Before long, Bouchard was without Michael Chaput, Brett Kulak, Kenny Agostino, Michael McCarron, Hunter Shinkaruk, and Charlie Lindgren for various reasons. The insulation for his young players was gone. And yet top prospects Cale Fleury, Jake Evans, and Lukas Vejdemo thrived when called upon.

A big part of that is related to how Bouchard handled his young stars this year, and it set the tone for next year when he’ll be given another influx of the top prospects in the Canadiens system.

Nothing was given on Bouchard’s team. You had to earn your spot, and then continue to show you deserved it every single game. While the three prospects ended the season as the Rocket’s top players, they started the year on the fourth line or third pairing.
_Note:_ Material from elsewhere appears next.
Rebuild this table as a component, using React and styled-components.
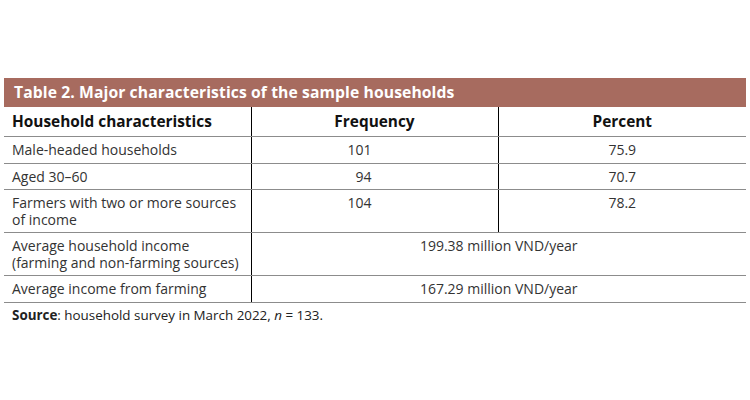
import styled, { createGlobalStyle } from 'styled-components'

const GlobalStyle = createGlobalStyle`
	html, body {
		margin: 0;
		background: #fff;
	}
	body {
		font-family: 'Open Sans', 'Liberation Sans', sans-serif;
	}
`

const rows = [
	{ label: 'Male-headed households', freq: '101', pct: '75.9' },
	{ label: 'Aged 30–60', freq: '94', pct: '70.7' },
	{ label: 'Farmers with two or more sources of income', freq: '104', pct: '78.2' },
]

const merged = [
	{ label: 'Average household income (farming and non-farming sources)', value: '199.38 million VND/year' },
	{ label: 'Average income from farming', value: '167.29 million VND/year' },
]

const App = () => {
	return (
		<>
			<GlobalStyle />
			<Page>
				<Caption>Table 2. Major characteristics of the sample households</Caption>
				<Table>
					<colgroup>
						<col style={{ width: 247 }} />
						<col style={{ width: 247 }} />
						<col style={{ width: 248 }} />
					</colgroup>
					<thead>
						<tr>
							<Head $align='left'>Household characteristics</Head>
							<Head $divider>Frequency</Head>
							<Head $divider>Percent</Head>
						</tr>
					</thead>
					<tbody>
						{rows.map(row => (
							<tr key={row.label}>
								<Cell $align='left'>{row.label}</Cell>
								<Cell $divider $align='right' $padRight={126}>
									{row.freq}
								</Cell>
								<Cell $divider>{row.pct}</Cell>
							</tr>
						))}
						{merged.map(row => (
							<tr key={row.label}>
								<Cell $align='left'>{row.label}</Cell>
								<Cell $divider colSpan={2}>
									{row.value}
								</Cell>
							</tr>
						))}
					</tbody>
				</Table>
				<Note>
					<strong>Source</strong>: household survey in March 2022, <em>n</em> = 133.
				</Note>
			</Page>
		</>
	)
}
export default App

const Page = styled.main`
	padding: 78px 0 0 4px;
	width: 742px;
`

const Caption = styled.div`
	height: 29px;
	line-height: 29px;
	padding-left: 10px;
	background-color: #a76b5f;
	color: #fff;
	font-size: 15.7px;
	font-weight: 700;
	letter-spacing: 0.1px;
	white-space: nowrap;
`

const Table = styled.table`
	width: 742px;
	border-collapse: collapse;
	table-layout: fixed;
`

const Head = styled.th`
	padding: 5px 8px 4px;
	line-height: 20px;
	font-size: 15.4px;
	font-weight: 700;
	color: #111;
	text-align: ${({ $align }) => $align || 'center'};
	border-bottom: 1.5px solid #8c8c8c;
	border-left: ${({ $divider }) => ($divider ? '1.3px solid #000' : 'none')};
`

const Cell = styled.td`
	padding: 5px ${({ $padRight }) => ($padRight ? `${$padRight}px` : '8px')} 4px 8px;
	line-height: 16.5px;
	font-size: 14px;
	color: #333;
	vertical-align: top;
	text-align: ${({ $align }) => $align || 'center'};
	border-bottom: 1.5px solid #8c8c8c;
	border-left: ${({ $divider }) => ($divider ? '1.3px solid #000' : 'none')};
`

const Note = styled.p`
	margin: 3px 0 0;
	padding-left: 8px;
	font-size: 13.4px;
	line-height: 18px;
	color: #222;

	strong {
		font-weight: 700;
	}
`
When veterans struggled, these players stepped up into bigger roles, and never gave them back.

Vejdemo was a fourth-line, defensive winger who grew into the most trusted centre for Bouchard. Until an injury ended his season, he was playing top-six minutes and eating up penalty-kill time night in and night out. His growth was unmistakable, and with constant pressure to be at his best, not only did his defensive game improve, but his offensive numbers began to increase as well.

Next year he could have competition with Ryan Poehling fitting a similar mould of player, but just because Vejdemo’s the older player does not mean he’ll be handed the bigger role; he’ll battle for it every single game until the season ends.
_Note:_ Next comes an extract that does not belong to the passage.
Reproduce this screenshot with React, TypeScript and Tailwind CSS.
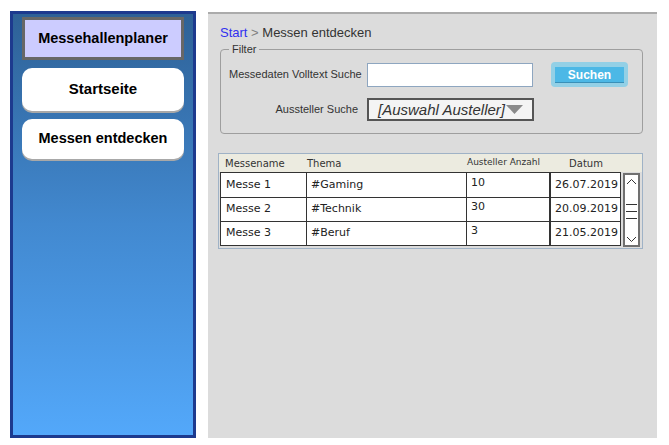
import React from "react";

const rows = [
  { name: "Messe 1", thema: "#Gaming", anzahl: "10", datum: "26.07.2019" },
  { name: "Messe 2", thema: "#Technik", anzahl: "30", datum: "20.09.2019" },
  { name: "Messe 3", thema: "#Beruf", anzahl: "3", datum: "21.05.2019" },
];

function Scrollbar() {
  return (
    <div className="relative h-[74px] w-[17px] border-2 border-[#707070] bg-white">
      <svg className="absolute left-[1px] top-[3px]" width="11" height="7" viewBox="0 0 11 7">
        <path d="M1 6 L5.5 1.5 L10 6" fill="none" stroke="#333" strokeWidth="1" />
      </svg>
      <div className="absolute left-[1px] top-[29px] flex w-[11px] flex-col gap-[6px]">
        <div className="h-px bg-[#333]" />
        <div className="h-px bg-[#333]" />
        <div className="h-px bg-[#333]" />
      </div>
      <svg className="absolute bottom-[2px] left-[1px]" width="11" height="7" viewBox="0 0 11 7">
        <path d="M1 1 L5.5 5.5 L10 1" fill="none" stroke="#333" strokeWidth="1" />
      </svg>
    </div>
  );
}

export default function App() {
  return (
    <div className="flex h-[445px] w-[669px] gap-[12px] bg-white pl-[10px] pt-[11px] font-['Liberation_Sans',Arial,sans-serif]">
      <aside className="flex h-[427px] w-[186px] flex-col gap-[8px] border-[3px] border-[#1d3a8e] bg-gradient-to-b from-[#2e6196] via-[#4289d0] to-[#53a8fa] px-[9px] pt-[3px]">
        <div className="flex h-[43px] items-center justify-center border-[3px] border-[#676767] bg-[#ccccff] text-[14.5px] font-bold text-black">
          Messehallenplaner
        </div>
        <div className="flex h-[43px] items-center justify-center rounded-[10px] bg-white text-[15px] font-bold text-black shadow-[0_2px_0_#a8a8a8]">
          Startseite
        </div>
        <div className="flex h-[40px] items-center justify-center rounded-[10px] bg-white text-[14.5px] font-bold text-black shadow-[0_2px_0_#a8a8a8]">
          Messen entdecken
        </div>
      </aside>

      <main className="mt-[1px] h-[426px] w-[449px] border-t-2 border-[#ababab] bg-[#dcdcdc] pl-[12px] pt-[11px]">
        <div className="text-[13px] leading-[16px] text-[#333]">
          <span className="text-[#3030f0]">Start</span>
          <span className="text-[#808080]"> &gt; </span>
          Messen entdecken
        </div>

        <fieldset className="mt-[2px] h-[91px] w-[423px] rounded-[4px] border border-[#9e9e9e] pl-[8px]">
          <legend className="ml-0 px-[3px] text-[11px] leading-[12px] text-[#333]">Filter</legend>
          <div className="mt-[7px] flex items-center">
            <span className="w-[138px] text-[11px] text-[#333]">Messedaten Volltext Suche</span>
            <div className="h-[24px] w-[166px] border border-[#8ea6c0] bg-white" />
            <div className="ml-[18px] flex h-[25px] w-[77px] items-center justify-center rounded-[4px] bg-[#93d0e6]">
              <div className="flex h-[15px] w-[69px] items-center justify-center bg-[#4cb8e6] text-[12px] font-bold leading-none text-white shadow-[0_1px_0_#3a90b8]">
                Suchen
              </div>
            </div>
          </div>
          <div className="mt-[11px] flex items-center">
            <span className="w-[129px] text-right text-[11px] text-[#333]">Aussteller Suche</span>
            <div className="ml-[9px] flex h-[23px] w-[167px] items-center border-2 border-[#555] bg-[#f4f4f4] pl-[9px]">
              <span className="text-[15px] italic leading-none text-[#333]">[Auswahl Austeller]</span>
              <svg className="ml-[1px]" width="17" height="9" viewBox="0 0 17 9">
                <path d="M0 0 H17 L8.5 9 Z" fill="#8a8a8a" />
              </svg>
            </div>
          </div>
        </fieldset>

        <div className="-ml-[2px] mt-[19px] w-[425px] border border-[#9fb2c6] bg-[#dcdcdc] font-['DejaVu_Sans',sans-serif] text-[#222]">
          <div className="flex h-[18px] items-center bg-[#ecebe0] text-[10px] text-[#333]">
            <span className="w-[88px] pl-[6px]">Messename</span>
            <span className="w-[160px]">Thema</span>
            <span className="w-[84px] text-[9px]">Austeller Anzahl</span>
            <span className="w-[70px] text-center">Datum</span>
          </div>
          <div className="flex pb-[1px] pl-[1px]">
            <div className="flex flex-col">
              {rows.map((r) => (
                <div key={r.name} className="-mt-px flex h-[25px] first:mt-0 first:h-[26px]">
                  <div className="flex w-[87px] items-center border border-[#333] bg-white pl-[5px] text-[11px]">{r.name}</div>
                  <div className="-ml-px flex w-[161px] items-center border border-[#333] bg-white pl-[4px] text-[11px]">{r.thema}</div>
                  <div className="-ml-px flex w-[84px] items-center border border-[#333] bg-white pb-[4px] pl-[4px] text-[11px]">{r.anzahl}</div>
                  <div className="flex w-[71px] items-center border border-[#333] bg-white pl-[4px] text-[11px]">{r.datum}</div>
                </div>
              ))}
            </div>
            <div className="ml-[2px] mt-px">
              <Scrollbar />
            </div>
          </div>
        </div>
      </main>
    </div>
  );
}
The same could be said for Cale Fleury, the youngest player on the Rocket last year, starting the season at 19 years old and finishing it as a top-pairing blue-liner. He started on the third pair and once Brett Kulak departed, the team needed to find an offensive leader on the back end. Xavier Ouellet obviously filled that role on the left side, but on the right side of the defence there wasn’t anyone who seemed to mesh with him. Brett Lernout didn’t have the offensive chops, and while steady, Maxim Lamarche was not a big point-producer either. So in stepped Cale Fleury.

Fleury and Ouellet went on to be inseparable for the majority of the year, before Fleury was assigned to Karl Alzner, and Ouellet shifted down to support Josh Brook on the second pair. While he is very much the best option on the right side next year, Fleury will battle Brook for the top spot, and could even see Noah Juulsen sent down to get his game back after a scary facial injury.

The point is very clear with Bouchard at the helm: reputation means very little. Connor LaCouvee earned starts in goal by playing better for stretches over Lindgren and Michael McNiven, forcing the two goalies to up their games. ECHL call-ups got time on the top lines because they hustled and played hard while some established players seemed lost on the ice at the end of the year.

This internal competition is bringing out the best in the young players in the AHL, and with budding stars like Poehling and Nick Suzuki potentially joining the club next year that competition is going to get a lot more intense.

The Canadiens’ AHL club had been adrift in a sea of mediocrity, but Bouchard is beginning to right that ship, and will hopefully guide his club to playoff success starting in the next season. If he can put together competitive games with a lineup of ECHL and AHL rookies, he’ll have a force to be reckoned with at full strength next year.